Dutch Baby (German Pancake)
Last weekend I planned on going to the Original Pancake House with my husband and friends for brunch. Since I’ve never been, I looked their menu up online to plan out what I was going to order. I discovered a dish called the “Dutch Baby”, something I have never heard of. I did some research and a Dutch Baby is a German Pancake made with eggs, flour, milk, and seasoned with cinnamon and vanilla. It reminds me of a cross between a popover, french toast, and a pancake. It puffs up really big and falls soon after being removed from the oven. It is sprinkled with lemon juice and powdered sugar. I even added a little maple syrup, bananas, and blueberries.

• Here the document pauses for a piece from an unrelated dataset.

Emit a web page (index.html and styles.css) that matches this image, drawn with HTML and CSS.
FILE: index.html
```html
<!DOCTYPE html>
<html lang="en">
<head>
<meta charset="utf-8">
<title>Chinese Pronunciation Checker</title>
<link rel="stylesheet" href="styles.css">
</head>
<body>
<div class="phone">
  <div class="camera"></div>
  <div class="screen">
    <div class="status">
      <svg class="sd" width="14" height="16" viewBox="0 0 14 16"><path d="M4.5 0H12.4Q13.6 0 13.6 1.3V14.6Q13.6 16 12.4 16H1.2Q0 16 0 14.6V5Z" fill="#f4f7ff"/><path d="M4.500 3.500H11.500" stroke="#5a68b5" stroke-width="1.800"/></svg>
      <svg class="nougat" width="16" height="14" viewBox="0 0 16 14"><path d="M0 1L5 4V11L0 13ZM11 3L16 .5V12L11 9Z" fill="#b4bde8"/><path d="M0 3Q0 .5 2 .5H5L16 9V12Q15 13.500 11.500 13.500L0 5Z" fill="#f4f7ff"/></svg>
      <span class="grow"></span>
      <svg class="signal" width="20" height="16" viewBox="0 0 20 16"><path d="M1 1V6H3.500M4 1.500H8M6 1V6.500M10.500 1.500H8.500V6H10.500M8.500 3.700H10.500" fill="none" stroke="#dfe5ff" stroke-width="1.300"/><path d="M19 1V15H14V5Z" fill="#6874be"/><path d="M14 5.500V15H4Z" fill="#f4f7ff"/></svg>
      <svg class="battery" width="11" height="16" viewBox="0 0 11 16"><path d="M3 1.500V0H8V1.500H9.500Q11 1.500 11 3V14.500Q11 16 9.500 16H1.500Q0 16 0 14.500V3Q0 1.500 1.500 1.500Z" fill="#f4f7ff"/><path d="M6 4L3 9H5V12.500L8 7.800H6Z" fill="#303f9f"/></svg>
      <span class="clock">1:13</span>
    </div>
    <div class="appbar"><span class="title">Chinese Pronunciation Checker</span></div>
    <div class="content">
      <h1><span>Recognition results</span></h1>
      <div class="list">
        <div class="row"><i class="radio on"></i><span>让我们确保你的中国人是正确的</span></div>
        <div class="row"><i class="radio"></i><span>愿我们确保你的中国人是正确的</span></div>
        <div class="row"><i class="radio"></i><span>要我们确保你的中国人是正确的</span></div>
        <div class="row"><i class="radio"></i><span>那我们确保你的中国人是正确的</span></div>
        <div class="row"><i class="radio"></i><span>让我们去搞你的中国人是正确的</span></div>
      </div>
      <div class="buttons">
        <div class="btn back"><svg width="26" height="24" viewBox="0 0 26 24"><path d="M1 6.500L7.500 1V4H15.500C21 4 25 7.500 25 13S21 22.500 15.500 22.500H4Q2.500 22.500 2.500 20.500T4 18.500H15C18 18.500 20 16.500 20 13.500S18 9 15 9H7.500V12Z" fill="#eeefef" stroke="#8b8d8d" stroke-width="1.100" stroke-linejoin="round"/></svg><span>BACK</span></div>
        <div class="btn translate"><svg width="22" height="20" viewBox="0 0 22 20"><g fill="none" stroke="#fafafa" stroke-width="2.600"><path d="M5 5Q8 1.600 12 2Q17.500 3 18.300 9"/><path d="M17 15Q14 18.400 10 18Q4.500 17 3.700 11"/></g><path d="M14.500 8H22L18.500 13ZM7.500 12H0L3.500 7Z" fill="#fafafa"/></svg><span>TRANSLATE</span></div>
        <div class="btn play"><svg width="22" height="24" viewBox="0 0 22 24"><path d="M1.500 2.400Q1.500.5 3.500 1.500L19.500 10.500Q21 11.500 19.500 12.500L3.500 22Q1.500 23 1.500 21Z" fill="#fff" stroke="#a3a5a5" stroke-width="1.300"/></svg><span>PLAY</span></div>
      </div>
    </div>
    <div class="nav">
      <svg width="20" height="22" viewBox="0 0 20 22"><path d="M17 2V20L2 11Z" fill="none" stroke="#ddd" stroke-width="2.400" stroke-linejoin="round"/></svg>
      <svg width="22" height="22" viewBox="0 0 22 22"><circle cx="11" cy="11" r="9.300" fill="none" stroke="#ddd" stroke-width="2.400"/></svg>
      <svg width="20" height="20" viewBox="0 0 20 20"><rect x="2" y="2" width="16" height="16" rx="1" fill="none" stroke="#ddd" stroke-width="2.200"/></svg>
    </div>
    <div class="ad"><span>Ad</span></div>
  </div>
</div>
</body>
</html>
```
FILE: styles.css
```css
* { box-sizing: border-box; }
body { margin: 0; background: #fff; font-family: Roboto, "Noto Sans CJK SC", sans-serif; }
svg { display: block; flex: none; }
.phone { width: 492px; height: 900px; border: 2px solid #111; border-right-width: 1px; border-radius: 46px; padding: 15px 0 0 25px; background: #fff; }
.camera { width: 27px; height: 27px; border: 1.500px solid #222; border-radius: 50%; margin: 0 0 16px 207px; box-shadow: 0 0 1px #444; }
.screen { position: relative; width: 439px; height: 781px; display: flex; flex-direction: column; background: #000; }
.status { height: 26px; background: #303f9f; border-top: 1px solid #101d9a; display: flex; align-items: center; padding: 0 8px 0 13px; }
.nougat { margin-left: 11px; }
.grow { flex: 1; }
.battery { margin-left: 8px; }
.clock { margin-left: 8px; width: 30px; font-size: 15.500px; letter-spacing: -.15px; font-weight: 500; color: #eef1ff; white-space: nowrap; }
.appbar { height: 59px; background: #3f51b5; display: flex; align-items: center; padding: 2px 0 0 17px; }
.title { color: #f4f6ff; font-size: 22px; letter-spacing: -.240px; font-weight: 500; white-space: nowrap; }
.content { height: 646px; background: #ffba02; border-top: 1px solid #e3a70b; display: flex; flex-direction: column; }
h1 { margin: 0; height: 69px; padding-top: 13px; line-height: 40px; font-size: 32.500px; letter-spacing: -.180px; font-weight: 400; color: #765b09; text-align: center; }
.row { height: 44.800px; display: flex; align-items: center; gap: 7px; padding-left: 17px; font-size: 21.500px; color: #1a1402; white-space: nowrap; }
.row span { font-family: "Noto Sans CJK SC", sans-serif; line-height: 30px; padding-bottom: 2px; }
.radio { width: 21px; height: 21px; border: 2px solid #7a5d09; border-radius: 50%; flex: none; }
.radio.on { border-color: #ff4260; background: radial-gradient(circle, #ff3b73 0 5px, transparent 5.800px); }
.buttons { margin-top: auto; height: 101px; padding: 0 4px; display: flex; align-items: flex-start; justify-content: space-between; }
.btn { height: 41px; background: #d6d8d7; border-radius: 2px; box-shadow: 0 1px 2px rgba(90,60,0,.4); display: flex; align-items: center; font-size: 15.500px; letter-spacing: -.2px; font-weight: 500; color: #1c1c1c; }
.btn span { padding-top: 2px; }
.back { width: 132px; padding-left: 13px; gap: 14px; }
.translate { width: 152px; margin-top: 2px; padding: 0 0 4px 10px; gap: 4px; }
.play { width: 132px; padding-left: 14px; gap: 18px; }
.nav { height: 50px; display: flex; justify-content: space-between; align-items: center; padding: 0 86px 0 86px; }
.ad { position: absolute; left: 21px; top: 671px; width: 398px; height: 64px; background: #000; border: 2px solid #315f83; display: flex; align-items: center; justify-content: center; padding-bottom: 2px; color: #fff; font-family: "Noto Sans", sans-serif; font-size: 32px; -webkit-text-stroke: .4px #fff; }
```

I absolutely love this recipe and plan on making it again. It looks so fancy, but is extremely easy to make… actually easier than pancakes because you bake it in the oven. This recipe comes from Gourmet Magazine, April 2009. You need to try this! Enjoy!
Beat the eggs on high until pale and frothy.

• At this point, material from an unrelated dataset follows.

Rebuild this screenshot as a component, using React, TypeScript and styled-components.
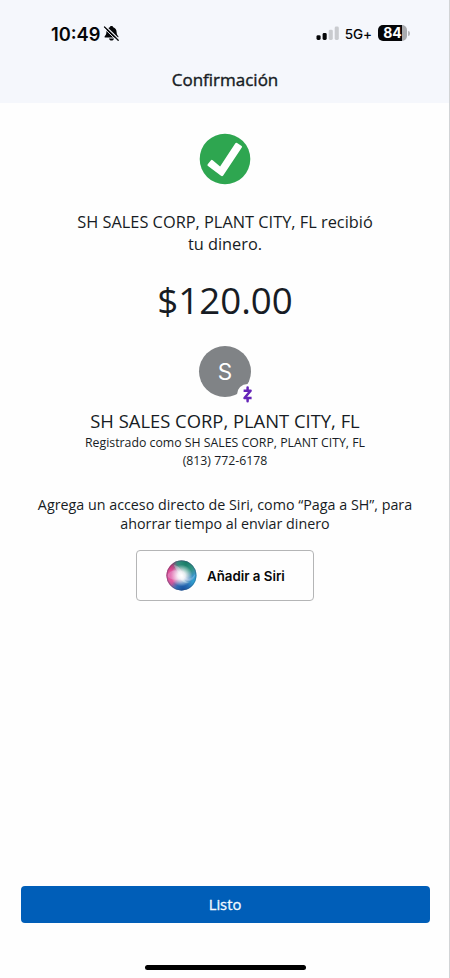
import React from "react";
import styled, { createGlobalStyle } from "styled-components";

const GlobalStyle = createGlobalStyle`
  *, *::before, *::after { box-sizing: border-box; }
  body { margin: 0; background: #fff; }
  button { font: inherit; }
`;

const Screen = styled.main`
  display: flex;
  flex-direction: column;
  width: 450px;
  height: 978px;
  overflow: hidden;
  border-right: 1px solid #d2d4d6;
  background: #fefefe;
  color: #171c24;
  font-family: "Open Sans", "Noto Sans", sans-serif;
`;

const Header = styled.header`
  flex: none;
  height: 103px;
  background: #f5f7fc;
`;

const StatusBar = styled.div`
  display: flex;
  align-items: center;
  justify-content: space-between;
  height: 58px;
  padding: 9px 39px 0 51px;
  color: #050608;
  font-family: Inter, sans-serif;
`;

const StatusGroup = styled.div`
  display: flex;
  align-items: center;
`;

const Clock = styled.span`
  margin-right: 2px;
  font-size: 18.3px;
  font-weight: 600;
  line-height: 22px;
`;

const Network = styled.span`
  margin: 1px 6px 0 6px;
  font-size: 13.5px;
  font-weight: 500;
  line-height: 18px;
  letter-spacing: -0.1px;
`;

const Battery = styled.div`
  display: flex;
  align-items: center;
  gap: 1px;
  margin-bottom: 1px;
  &::after {
    content: "";
    width: 2px;
    height: 5px;
    border-radius: 0 2px 2px 0;
    background: #b5b7bb;
  }
`;

const BatteryCell = styled.div`
  display: flex;
  align-items: center;
  justify-content: center;
  width: 29px;
  height: 16px;
  border-radius: 5px;
  background: linear-gradient(to right, #050608 84%, #a9abaf 84%);
  color: #fff;
  font-size: 14px;
  font-weight: 700;
  line-height: 16px;
`;

const Title = styled.h1`
  margin: 10px 0 0;
  padding-left: 1px;
  font-size: 17px;
  font-weight: 400;
  line-height: 24px;
  text-align: center;
  -webkit-text-stroke: 0.4px currentColor;
`;

const Content = styled.section`
  display: flex;
  flex: 1;
  flex-direction: column;
  align-items: center;
  padding: 30px 0 0 1px;
  text-align: center;
`;

const TextBlock = styled.p<{ $size: number; $line: number; $top: number }>`
  margin: ${(p) => p.$top}px 0 0;
  font-size: ${(p) => p.$size}px;
  line-height: ${(p) => p.$line}px;
  white-space: nowrap;
`;

const Avatar = styled.div`
  position: relative;
  display: flex;
  align-items: center;
  justify-content: center;
  width: 52px;
  height: 51px;
  margin-top: 21px;
  border-radius: 50%;
  background: #808386;
  color: #fff;
  font-family: Inter, sans-serif;
  font-size: 22.5px;
`;

const Badge = styled.span`
  position: absolute;
  left: 38px;
  top: 38px;
  display: flex;
  align-items: center;
  justify-content: center;
  width: 21px;
  height: 21px;
  border-radius: 50%;
  background: #fefefe;
`;

const SiriButton = styled.button`
  display: flex;
  align-items: center;
  width: 178px;
  height: 51px;
  margin-top: 17px;
  padding: 0 0 0 29px;
  gap: 10px;
  border: 1px solid #b4b5b6;
  border-radius: 4px;
  background: #fefefe;
  color: #080808;
  font-family: Inter, sans-serif;
  font-size: 13.3px;
  font-weight: 600;
  white-space: nowrap;
`;

const Footer = styled.footer`
  display: flex;
  flex: none;
  flex-direction: column;
  align-items: center;
  height: 92px;
  padding-left: 1px;
`;

const DoneButton = styled.button`
  width: 409px;
  height: 37px;
  padding: 0;
  border: 0;
  border-radius: 4px;
  background: #005eb8;
  color: #f3faff;
  font-size: 14.8px;
  font-weight: 400;
  line-height: 37px;
  -webkit-text-stroke: 0.3px currentColor;
`;

const HomeIndicator = styled.div`
  width: 161px;
  height: 5px;
  margin-top: 42px;
  border-radius: 3px;
  background: #000;
`;

const MutedBell = () => (
  <svg width="17" height="17" viewBox="0 0 17 17">
    <path d="M8.5 1.1c.9 0 1.500.5 1.700 1.200 2.100.7 3.300 2.300 3.400 4.600.1 2.200.6 3.100 1.500 4 .7.8.3 1.700-.6 1.700H2.500c-.9 0-1.300-.9-.6-1.700.9-.9 1.400-1.800 1.500-4 .1-2.300 1.300-3.900 3.400-4.600.2-.7.800-1.200 1.700-1.200Z" fill="#050608" />
    <path d="M6 13.500h5c-.2 1.300-1.200 2.100-2.500 2.100S6.200 14.800 6 13.500Z" fill="#050608" />
    <path d="M2.500 1.200 16 14.300" stroke="#f5f7fc" strokeWidth="1.300" />
    <path d="M1.500 2 15.200 15.300" stroke="#050608" strokeWidth="1.300" strokeLinecap="round" />
    <path d="M.8 3 14.200 16" stroke="#f5f7fc" strokeWidth="0.900" />
  </svg>
);

const Signal = () => (
  <svg width="23" height="15" viewBox="0 0 23 15">
    <rect x="0.500" y="9.200" width="4.100" height="4.800" rx="1.400" fill="#050608" />
    <rect x="6.600" y="7" width="4.100" height="7" rx="1.400" fill="#050608" />
    <rect x="12.700" y="3.700" width="4.100" height="10.300" rx="1.400" fill="#c9cbcf" />
    <rect x="18.700" y="0.500" width="4.100" height="13.500" rx="1.400" fill="#c9cbcf" />
  </svg>
);

const SuccessMark = () => (
  <svg width="52" height="52" viewBox="0 0 52 52">
    <circle cx="26" cy="26" r="25.300" fill="#2ea650" />
    <path
      d="M8.700 31.200 12 27.200Q12.800 26.400 13.700 27.200L21.100 33.400 36.200 10.400Q37 9.300 38.100 10L42.600 12.900Q43.500 13.600 42.800 14.600L24.200 42.400Q23.200 43.700 22 42.700L9 33Q7.900 32.200 8.700 31.200Z"
      fill="#fff"
    />
  </svg>
);

const ZelleMark = () => (
  <svg width="11" height="17" viewBox="0 0 11 17" fill="none" stroke="#6524b8" strokeWidth="2.500" strokeLinejoin="round">
    <path d="M1.600 4.700H8.600L2.500 12H9.600" />
    <path d="M5.600 1.600V4M5.600 12.800V15.300" strokeLinecap="round" />
  </svg>
);

const SiriOrb = () => (
  <svg width="31" height="31" viewBox="0 0 31 31">
    <defs>
      <linearGradient id="orbBase" x1="0.100" y1="0.300" x2="0.900" y2="0.700">
        <stop offset="0" stopColor="#b62a68" />
        <stop offset="0.450" stopColor="#7d6fa5" />
        <stop offset="1" stopColor="#2a9fd0" />
      </linearGradient>
      <radialGradient id="orbGreen" cx="0.650" cy="0.080" r="0.500">
        <stop offset="0" stopColor="#187d66" />
        <stop offset="0.550" stopColor="#2a947c" stopOpacity="0.900" />
        <stop offset="1" stopColor="#2d9a82" stopOpacity="0" />
      </radialGradient>
      <radialGradient id="orbPink" cx="0.200" cy="0.520" r="0.420">
        <stop offset="0" stopColor="#ee4c99" />
        <stop offset="0.400" stopColor="#ee5ca4" stopOpacity="0.800" />
        <stop offset="1" stopColor="#ee4c99" stopOpacity="0" />
      </radialGradient>
      <radialGradient id="orbBlue" cx="0.550" cy="0.980" r="0.420">
        <stop offset="0" stopColor="#164e9d" />
        <stop offset="0.500" stopColor="#2468b2" stopOpacity="0.900" />
        <stop offset="1" stopColor="#2870b8" stopOpacity="0" />
      </radialGradient>
      <radialGradient id="orbGlow" cx="0.500" cy="0.500" r="0.360">
        <stop offset="0" stopColor="#fff" />
        <stop offset="0.350" stopColor="#fff" stopOpacity="0.850" />
        <stop offset="1" stopColor="#fff" stopOpacity="0" />
      </radialGradient>
    </defs>
    {["orbBase", "orbGreen", "orbPink", "orbBlue"].map((id) => (
      <circle key={id} cx="15.500" cy="15.500" r="15" fill={`url(#${id})`} />
    ))}
    <path d="M2 14C8 8 13 10 17 15s8 5 12-1c0 6-5 8-10 6S7 22 2 17Z" fill="#d9dcff" opacity="0.280" />
    <path d="M8 5c5 1 8 5 9 11s5 7 8 6c-5 2-10 0-11-5S9 9 8 5Z" fill="#c9fff5" opacity="0.350" />
    <circle cx="15.500" cy="15.500" r="15" fill="url(#orbGlow)" />
    <circle cx="15.500" cy="15.500" r="14.600" fill="none" stroke="#384a70" strokeOpacity="0.450" strokeWidth="0.900" />
  </svg>
);

export default function App() {
  return (
    <>
      <GlobalStyle />
      <Screen>
        <Header>
          <StatusBar>
            <StatusGroup>
              <Clock>10:49</Clock>
              <MutedBell />
            </StatusGroup>
            <StatusGroup>
              <Signal />
              <Network>5G+</Network>
              <Battery>
                <BatteryCell>84</BatteryCell>
              </Battery>
            </StatusGroup>
          </StatusBar>
          <Title>Confirmación</Title>
        </Header>
        <Content>
          <SuccessMark />
          <TextBlock $size={16.35} $line={22} $top={26}>
            SH SALES CORP, PLANT CITY, FL recibió
            <br />
            tu dinero.
          </TextBlock>
          <TextBlock $size={36.7} $line={50} $top={20}>
            $120.00
          </TextBlock>
          <Avatar>
            S
            <Badge>
              <ZelleMark />
            </Badge>
          </Avatar>
          <TextBlock $size={18.4} $line={24} $top={12}>
            SH SALES CORP, PLANT CITY, FL
          </TextBlock>
          <TextBlock $size={12.3} $line={18} $top={1}>
            Registrado como SH SALES CORP, PLANT CITY, FL
            <br />
            (813) 772-6178
          </TextBlock>
          <TextBlock $size={14.3} $line={19} $top={25}>
            Agrega un acceso directo de Siri, como “Paga a SH”, para
            <br />
            ahorrar tiempo al enviar dinero
          </TextBlock>
          <SiriButton>
            <SiriOrb />
            Añadir a Siri
          </SiriButton>
        </Content>
        <Footer>
          <DoneButton>Listo</DoneButton>
          <HomeIndicator />
        </Footer>
      </Screen>
    </>
  );
}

Then beat in flour, milk, vanilla, cinnamon, nutmeg, and salt.
Melt butter in the hot skillet, swirling to coat.
Add the batter and immediately return skillet to oven and bake for 15-18 minutes, or until puffed and golden-browned.

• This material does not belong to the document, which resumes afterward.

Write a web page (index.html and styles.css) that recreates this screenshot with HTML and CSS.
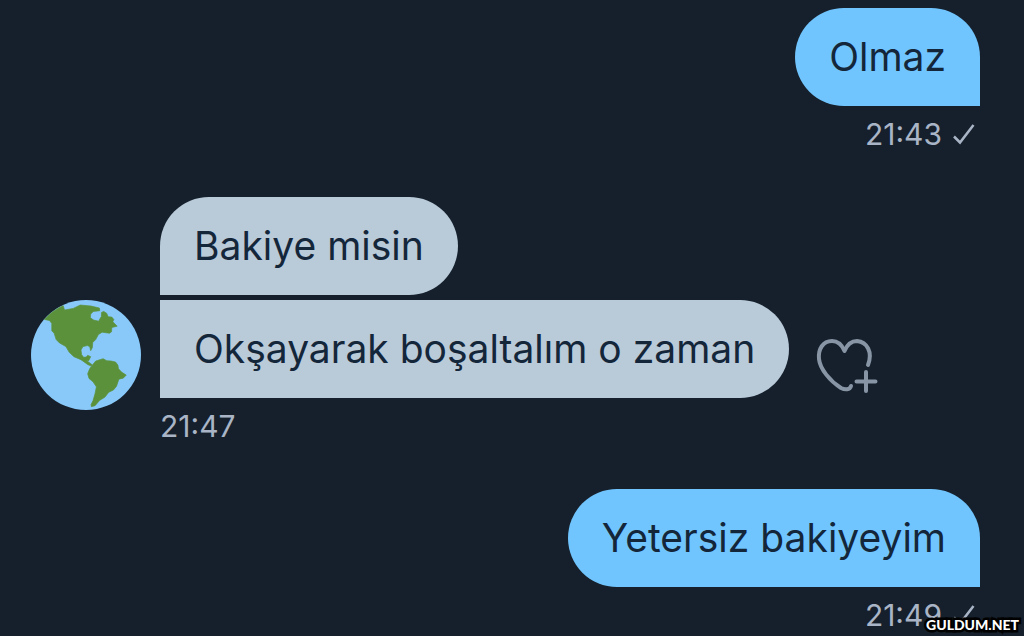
FILE: index.html
```
<!DOCTYPE html>
<html lang="tr">
<head>
  <meta charset="UTF-8" />
  <meta name="viewport" content="width=device-width, initial-scale=1.0"/>
  <title>Mesajlar</title>
  <link rel="stylesheet" href="styles.css">
</head>
<body>

  <main class="chat">
    <section class="group sent">
      <p class="bubble">Olmaz</p>
      <div class="meta">
        <time>21:43</time>
        <svg class="check" viewBox="0 0 24 24" aria-hidden="true"><path d="M2 14.5 L8 20.5 L21.5 3"/></svg>
      </div>
    </section>

    <section class="group received">
      <p class="bubble">Bakiye misin</p>
      <svg class="avatar" viewBox="34 31 328 328" aria-hidden="true">
        <circle class="sea" cx="198" cy="195" r="164"/>
        <path class="land" d="M74 89 Q98 62 130 48 L134 61 L160 56 L181 46 L213 49 L238 55 L239 63 L220 65 L212 73 L211 84 L221 91 L236 94 L240 86 L244 80 L244 68 L251 65 L260 71 L264 81 L275 82 L281 89 L278 96 L291 109 L275 113 L274 126 L268 130 L246 127 L235 134 L227 149 L218 158 L217 173 L212 182 L209 170 L202 167 L189 170 L183 180 L185 194 L191 202 L199 201 L203 196 L212 200 L206 212 L199 211 L216 224 L214 228 L204 224 L183 209 L162 200 L148 187 L138 170 L119 159 L109 149 L103 130 L96 123 L96 101 L89 92 Z"/>
        <path class="land" d="M216 226 L227 213 L249 206 L260 212 L273 213 L286 216 L293 225 L295 236 L304 246 L318 255 L309 264 L296 267 L289 288 L280 299 L266 306 L254 321 L239 330 L225 346 L214 349 L213 343 L219 331 L225 310 L229 290 L219 275 L207 265 L203 251 L209 236 Z"/>
      </svg>
      <div class="row">
        <p class="bubble">Okşayarak boşaltalım o zaman</p>
        <button class="react" type="button" aria-label="Tepki ekle">
          <svg viewBox="0 0 64 64" aria-hidden="true">
            <path d="M52 31 C57 18 51 8 41 7 C35 7 31 11 28.5 17 C26 11 22 7 16 7 C7 7 2 15 3 25 C4 35 14 47 25 54 C29 56 34 56 35 52"/>
            <path d="M50 38 V57 M40.5 47.5 H59.5"/>
          </svg>
        </button>
      </div>
      <div class="meta">
        <time>21:47</time>
      </div>
    </section>

    <section class="group sent">
      <p class="bubble">Yetersiz bakiyeyim</p>
      <div class="meta">
        <time>21:49</time>
        <svg class="check" viewBox="0 0 24 24" aria-hidden="true"><path d="M2 14.5 L8 20.5 L21.5 3"/></svg>
      </div>
    </section>
  </main>

  <div class="watermark">GULDUM.NET</div>

</body>
</html>
```
FILE: styles.css
```
* {
  box-sizing: border-box;
}

body {
  margin: 0;
  background: #16202c;
  color: #a9b5c6;
  font-family: Inter, "Liberation Sans", sans-serif;
}

.chat {
  display: flex;
  flex-direction: column;
  gap: 45px;
  padding: 8px 44px 0 31px;
}

.bubble {
  margin: 0;
  padding: 25px 34px;
  font-size: 39px;
  line-height: 48px;
  color: #14263a;
}

.meta {
  display: flex;
  align-items: center;
  gap: 10px;
  margin-top: 10px;
  font-size: 30px;
  line-height: 36px;
}

/* outgoing messages */
.sent {
  display: flex;
  flex-direction: column;
  align-items: flex-end;
}

.sent .bubble {
  background: #70c5ff;
  border-radius: 49px 49px 0 49px;
}

.sent .meta {
  padding-right: 4px;
}

/* incoming messages */
.received {
  display: grid;
  grid-template-columns: 110px 1fr;
  column-gap: 19px;
  justify-items: start;
}

.received .bubble {
  grid-column: 2;
  background: #b9cad9;
  border-radius: 49px 49px 49px 0;
}

.received .row .bubble {
  border-radius: 0 49px 49px 0;
}

.row {
  grid-column: 2;
  grid-row: 2;
  display: flex;
  align-items: flex-end;
  gap: 27px;
  margin-top: 5px;
}

.received .meta {
  grid-column: 2;
  grid-row: 3;
}

.avatar {
  grid-column: 1;
  grid-row: 2 / span 2;
  width: 110px;
  height: 110px;
  margin-top: 5px;
}

.sea { fill: #88c9f9; }
.land { fill: #5c913b; stroke: #5c913b; stroke-width: 2; stroke-linejoin: round; }

.check {
  width: 24px;
  height: 24px;
  fill: none;
  stroke: #a9b5c6;
  stroke-width: 2.5;
}

.react {
  width: 64px;
  height: 64px;
  padding: 0;
  border: none;
  background: none;
  cursor: pointer;
}

.react svg {
  display: block;
  fill: none;
  stroke: #8795a5;
  stroke-width: 4;
  stroke-linecap: round;
  stroke-linejoin: round;
}

/* site stamp over the corner of the chat */
.watermark {
  position: absolute;
  right: 5px;
  bottom: 1px;
  font-family: Lato, sans-serif;
  font-size: 14px;
  font-weight: 900;
  line-height: 20px;
  color: #fff;
  -webkit-text-stroke: 5px #000;
  paint-order: stroke fill;
}
```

Serve immediately, topped with lemon juice and powdered sugar.
3 large eggs at room temperature
2/3 cup whole milk at room temperature (I used skim)
2/3 cup flour
1/4 tsp pure vanilla extract
1/8 tsp cinnamon
1/8 tsp grated nutmeg
1/8 tsp salt
1/2 stick unsalted butter, cut into pieces
1. Put skillet on middle rack of oven and preheat oven to 450 degrees.
2. Beat eggs with an electric mixer at high speed until pale and frothy.
3. Then beat in milk, flour, vanilla, cinnamon, nutmeg, and salt and continue to beat until smooth, about 1 minute more (batter will be thin).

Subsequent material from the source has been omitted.